Brad presented a detailed review of the Open and Public Meetings Act, explaining the limited exceptions that permit a public body to meet in closed session. He listed common bases for closure — discussing the character, professional competence, or physical or mental health of an individual; collective bargaining strategy; pending or reasonably imminent litigation; strategy sessions over purchase/exchange/lease or sale of real property under narrow conditions; security deployment; and investigative proceedings — and emphasized these exceptions are limited and specified in statute.
Brad walked council members through the required procedures: a closed meeting must be part of an open meeting (you cannot hold a standalone closed meeting), the presiding body must publicly announce the reason for closing, a quorum must be present and two-thirds of members present must vote to go into closed session, and votes in closed meetings are limited to a motion to end the closed portion. He also explained audio recordings are required in almost all closed meetings, must be complete and unedited and retained permanently; written minutes are no longer required but if produced they must be detailed and retained.
Councilmembers raised practical questions about scope — for example, whether discussions about an individual could include non‑employees — and about whether sale of property may be discussed in closed session.
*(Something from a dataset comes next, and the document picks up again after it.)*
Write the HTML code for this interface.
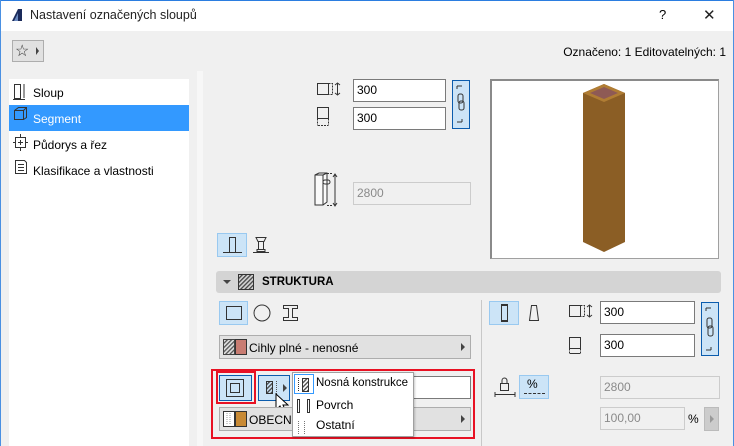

Brad clarified that sale may be discussed in closed session only if the public has earlier been given notice that the property is being offered for sale and terms (including appraisal/estimated value) are publicly disclosed before the public body approves the sale.
Brad warned that improperly moving off-topic in a closed session could create liability: members who knowingly violate closed-meeting provisions may face a class B misdemeanor and the city or individual could be subject to enforcement by the attorney general or county attorney. Council asked follow-up questions about record custody and whether closed meeting recordings are uploaded or kept secure; Brad said recordings and any minutes are retained by Midway and are protected records, released only by court order or as provided by statute.
No formal action was taken; the training was informational and will be repeated regularly as a refresher for council practice.